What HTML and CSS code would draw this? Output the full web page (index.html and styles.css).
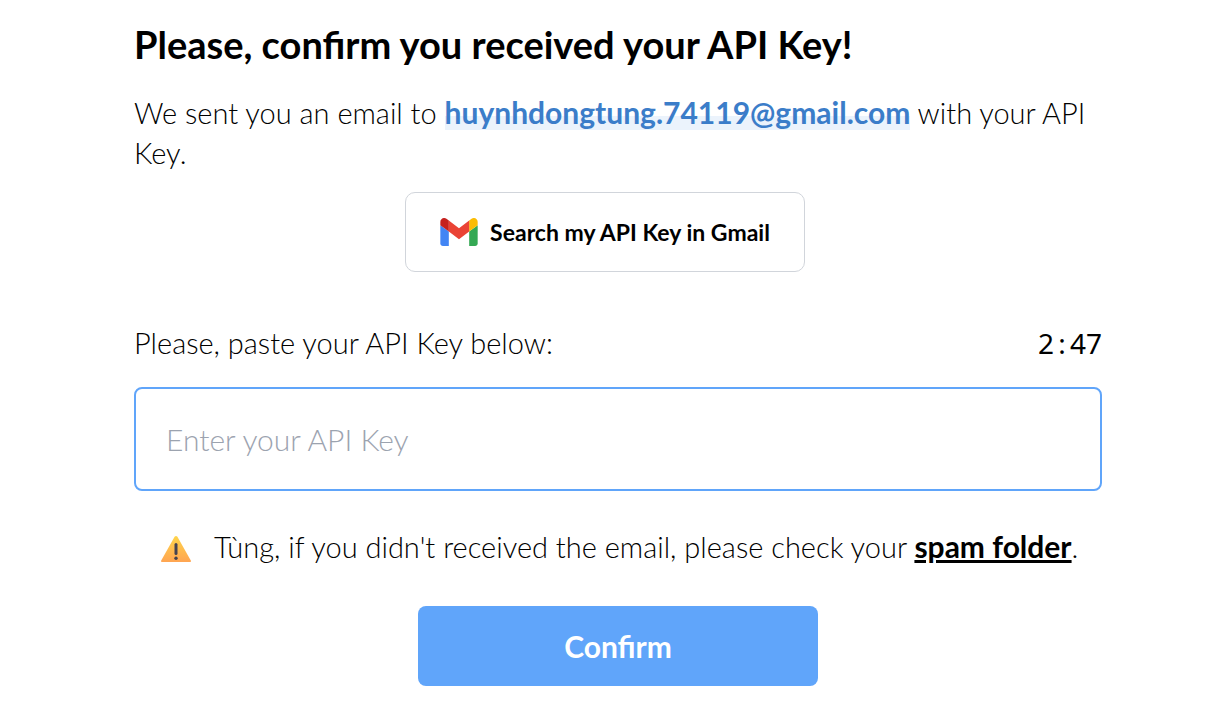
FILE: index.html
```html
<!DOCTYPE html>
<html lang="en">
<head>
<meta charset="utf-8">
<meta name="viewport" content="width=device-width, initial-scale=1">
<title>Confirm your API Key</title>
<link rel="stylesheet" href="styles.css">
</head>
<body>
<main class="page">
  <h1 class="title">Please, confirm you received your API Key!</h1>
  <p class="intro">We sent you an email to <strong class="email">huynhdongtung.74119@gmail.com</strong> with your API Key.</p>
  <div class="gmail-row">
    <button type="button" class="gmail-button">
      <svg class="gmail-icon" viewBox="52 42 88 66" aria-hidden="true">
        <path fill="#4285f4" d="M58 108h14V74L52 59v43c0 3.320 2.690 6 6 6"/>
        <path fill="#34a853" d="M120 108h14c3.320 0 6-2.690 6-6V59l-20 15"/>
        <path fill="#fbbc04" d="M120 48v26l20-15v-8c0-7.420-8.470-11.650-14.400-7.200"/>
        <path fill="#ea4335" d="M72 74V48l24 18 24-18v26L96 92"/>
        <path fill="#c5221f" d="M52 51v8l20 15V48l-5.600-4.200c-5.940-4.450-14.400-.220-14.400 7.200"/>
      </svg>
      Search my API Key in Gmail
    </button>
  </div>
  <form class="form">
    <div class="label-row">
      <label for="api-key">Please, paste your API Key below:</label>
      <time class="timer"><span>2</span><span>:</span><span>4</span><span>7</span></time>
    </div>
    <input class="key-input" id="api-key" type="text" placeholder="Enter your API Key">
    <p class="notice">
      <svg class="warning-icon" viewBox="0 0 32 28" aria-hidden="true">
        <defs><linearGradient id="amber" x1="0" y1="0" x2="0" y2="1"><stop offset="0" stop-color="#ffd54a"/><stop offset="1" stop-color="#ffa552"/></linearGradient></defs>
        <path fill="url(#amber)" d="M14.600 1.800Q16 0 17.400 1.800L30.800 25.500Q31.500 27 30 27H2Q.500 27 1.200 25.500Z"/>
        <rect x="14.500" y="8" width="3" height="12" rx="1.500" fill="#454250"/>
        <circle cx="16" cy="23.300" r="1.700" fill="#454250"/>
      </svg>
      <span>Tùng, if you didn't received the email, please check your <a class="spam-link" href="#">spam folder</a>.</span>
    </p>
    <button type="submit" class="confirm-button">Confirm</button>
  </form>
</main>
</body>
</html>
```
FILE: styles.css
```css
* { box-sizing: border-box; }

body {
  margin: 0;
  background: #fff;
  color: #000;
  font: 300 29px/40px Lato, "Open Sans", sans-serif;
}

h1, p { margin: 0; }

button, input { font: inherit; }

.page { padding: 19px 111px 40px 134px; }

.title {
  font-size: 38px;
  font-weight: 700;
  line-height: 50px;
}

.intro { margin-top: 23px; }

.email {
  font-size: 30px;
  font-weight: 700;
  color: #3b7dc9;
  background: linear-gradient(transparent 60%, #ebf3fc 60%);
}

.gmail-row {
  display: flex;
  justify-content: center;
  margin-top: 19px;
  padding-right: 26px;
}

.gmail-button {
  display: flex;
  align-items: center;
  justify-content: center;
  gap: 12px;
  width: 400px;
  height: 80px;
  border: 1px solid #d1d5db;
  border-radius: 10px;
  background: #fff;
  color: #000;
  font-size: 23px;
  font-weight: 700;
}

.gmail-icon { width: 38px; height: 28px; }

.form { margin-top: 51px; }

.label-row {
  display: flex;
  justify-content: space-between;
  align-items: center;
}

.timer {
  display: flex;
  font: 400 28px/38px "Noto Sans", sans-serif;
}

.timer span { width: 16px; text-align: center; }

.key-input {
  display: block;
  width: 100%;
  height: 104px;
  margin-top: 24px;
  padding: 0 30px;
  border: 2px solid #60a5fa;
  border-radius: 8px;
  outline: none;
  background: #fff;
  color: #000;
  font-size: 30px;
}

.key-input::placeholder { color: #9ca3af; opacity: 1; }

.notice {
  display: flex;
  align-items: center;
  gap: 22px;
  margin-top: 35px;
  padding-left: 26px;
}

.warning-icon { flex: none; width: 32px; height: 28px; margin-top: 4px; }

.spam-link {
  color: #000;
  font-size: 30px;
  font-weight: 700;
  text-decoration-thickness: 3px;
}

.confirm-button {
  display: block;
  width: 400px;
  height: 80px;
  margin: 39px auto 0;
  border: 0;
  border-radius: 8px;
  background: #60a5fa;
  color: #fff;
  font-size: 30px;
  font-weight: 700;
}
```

···

• Prompt:
Quote the data above in full, leaving out the pictures it holds.

• Answer for this exercise:
What HTML and CSS code would draw this? Output the full web page (index.html and styles.css).
FILE: index.html
```html
<!DOCTYPE html>
<html lang="en">
<head>
<meta charset="utf-8">
<meta name="viewport" content="width=device-width, initial-scale=1">
<title>Confirm your API Key</title>
<link rel="stylesheet" href="styles.css">
</head>
<body>
<main class="page">
  <h1 class="title">Please, confirm you received your API Key!</h1>
  <p class="intro">We sent you an email to <strong class="email">huynhdongtung.74119@gmail.com</strong> with your API Key.</p>
  <div class="gmail-row">
    <button type="button" class="gmail-button">
      <svg class="gmail-icon" viewBox="52 42 88 66" aria-hidden="true">
        <path fill="#4285f4" d="M58 108h14V74L52 59v43c0 3.320 2.690 6 6 6"/>
        <path fill="#34a853" d="M120 108h14c3.320 0 6-2.690 6-6V59l-20 15"/>
        <path fill="#fbbc04" d="M120 48v26l20-15v-8c0-7.420-8.470-11.650-14.400-7.200"/>
        <path fill="#ea4335" d="M72 74V48l24 18 24-18v26L96 92"/>
        <path fill="#c5221f" d="M52 51v8l20 15V48l-5.600-4.200c-5.940-4.450-14.400-.220-14.400 7.200"/>
      </svg>
      Search my API Key in Gmail
    </button>
  </div>
  <form class="form">
    <div class="label-row">
      <label for="api-key">Please, paste your API Key below:</label>
      <time class="timer"><span>2</span><span>:</span><span>4</span><span>7</span></time>
    </div>
    <input class="key-input" id="api-key" type="text" placeholder="Enter your API Key">
    <p class="notice">
      <svg class="warning-icon" viewBox="0 0 32 28" aria-hidden="true">
        <defs><linearGradient id="amber" x1="0" y1="0" x2="0" y2="1"><stop offset="0" stop-color="#ffd54a"/><stop offset="1" stop-color="#ffa552"/></linearGradient></defs>
        <path fill="url(#amber)" d="M14.600 1.800Q16 0 17.400 1.800L30.800 25.500Q31.500 27 30 27H2Q.500 27 1.200 25.500Z"/>
        <rect x="14.500" y="8" width="3" height="12" rx="1.500" fill="#454250"/>
        <circle cx="16" cy="23.300" r="1.700" fill="#454250"/>
      </svg>
      <span>Tùng, if you didn't received the email, please check your <a class="spam-link" href="#">spam folder</a>.</span>
    </p>
    <button type="submit" class="confirm-button">Confirm</button>
  </form>
</main>
</body>
</html>
```
FILE: styles.css
```css
* { box-sizing: border-box; }

body {
  margin: 0;
  background: #fff;
  color: #000;
  font: 300 29px/40px Lato, "Open Sans", sans-serif;
}

h1, p { margin: 0; }

button, input { font: inherit; }

.page { padding: 19px 111px 40px 134px; }

.title {
  font-size: 38px;
  font-weight: 700;
  line-height: 50px;
}

.intro { margin-top: 23px; }

.email {
  font-size: 30px;
  font-weight: 700;
  color: #3b7dc9;
  background: linear-gradient(transparent 60%, #ebf3fc 60%);
}

.gmail-row {
  display: flex;
  justify-content: center;
  margin-top: 19px;
  padding-right: 26px;
}

.gmail-button {
  display: flex;
  align-items: center;
  justify-content: center;
  gap: 12px;
  width: 400px;
  height: 80px;
  border: 1px solid #d1d5db;
  border-radius: 10px;
  background: #fff;
  color: #000;
  font-size: 23px;
  font-weight: 700;
}

.gmail-icon { width: 38px; height: 28px; }

.form { margin-top: 51px; }

.label-row {
  display: flex;
  justify-content: space-between;
  align-items: center;
}

.timer {
  display: flex;
  font: 400 28px/38px "Noto Sans", sans-serif;
}

.timer span { width: 16px; text-align: center; }

.key-input {
  display: block;
  width: 100%;
  height: 104px;
  margin-top: 24px;
  padding: 0 30px;
  border: 2px solid #60a5fa;
  border-radius: 8px;
  outline: none;
  background: #fff;
  color: #000;
  font-size: 30px;
}

.key-input::placeholder { color: #9ca3af; opacity: 1; }

.notice {
  display: flex;
  align-items: center;
  gap: 22px;
  margin-top: 35px;
  padding-left: 26px;
}

.warning-icon { flex: none; width: 32px; height: 28px; margin-top: 4px; }

.spam-link {
  color: #000;
  font-size: 30px;
  font-weight: 700;
  text-decoration-thickness: 3px;
}

.confirm-button {
  display: block;
  width: 400px;
  height: 80px;
  margin: 39px auto 0;
  border: 0;
  border-radius: 8px;
  background: #60a5fa;
  color: #fff;
  font-size: 30px;
  font-weight: 700;
}
```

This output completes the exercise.